Find the general solution of the following system of equation?
Please help, i don't know what to do...
dx/dt = 3x +2y +2z
dy/dt = -5x - 4y - 2z
dz/dt = 5x + 5y +3z.

  • Differential equation- Math - , Friday, March 18, 2011 at 11:47pm

    I assume you covered the eigenvalues method in school for solution of system of differential equations:

    Given:
    x'=3x+2y+2z
    y'=-5x-4y-2z
    z'=5x+5y+3z

    Using the eigenvalue method, and using uppercase symbols to represent matrices and/vectors, we have

    X'=AX
    [ 3 2 2 ]
    [-5 -4 -2] X
    [ 5 5 3 ]
    X'=[x',y'z'] and
    X=[x,y,z]

    From which the eigenvalues of A can be found to be
    λ=[3,-2,1]
    where λ1=3, λ2=-2, λ3=1.

    There will be three independent solutions to the homogeneous equation, each associated with an arbitrary integration constant named C1, C2 and C3 respectively.

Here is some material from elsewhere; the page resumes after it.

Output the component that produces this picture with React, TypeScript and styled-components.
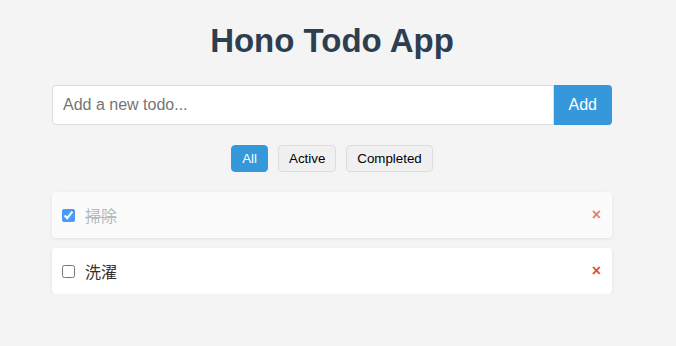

    Each solution will be associated with a vector K whose elements apply to each of the dependent variable x,y and z, such that:

    X=CKe^(λt)
    where
    C=[C1,C2,C3], arbitrary constants
    and
    K=[k1,k2,k3] solution vector for x,y & z respectively.

    For λ=3,
    substitute λ=3 in the matrix A to get A-λ1I
    [ 3-3 2 2 ]
    [-5 -4-3 -2]
    [ 5 5 3-3]
    from which we get
    [ 0 2 2 ]
    [-5 -7 -2] K1=0
    [ 5 5 0]
    From the above matrix, we solve for k1 and k3 in terms of k2 to get
    K1=[-1 1 -1]

    Similarly, for λ=-2, we get
    K2=[0,-1,1]
    and
    for λ=1, we get
    K3=[1,-1,0]

    Therefore the final solution of
    X=CKe^(λt) is

    [x,y,z]=
    C1*K1*e^(3t) + C2*K2*e^(-2t) + C3*K3*e^t

    Separating the equation into three scalar equations, we get by extracting the individual values from K1, K2 and K3,

    x(t)=-C1*e^(3t)+C3*e^t
    y(t)=2C1*e^(3t)-C2*e^(-2t)-C3*e^t
    z(t)=-C1*e^(3t)+C2*e^(-2t)

    I suggest you substitute these solutions into the original equations to make sure they equal to the left hand side, x'(t), y'(t), etc.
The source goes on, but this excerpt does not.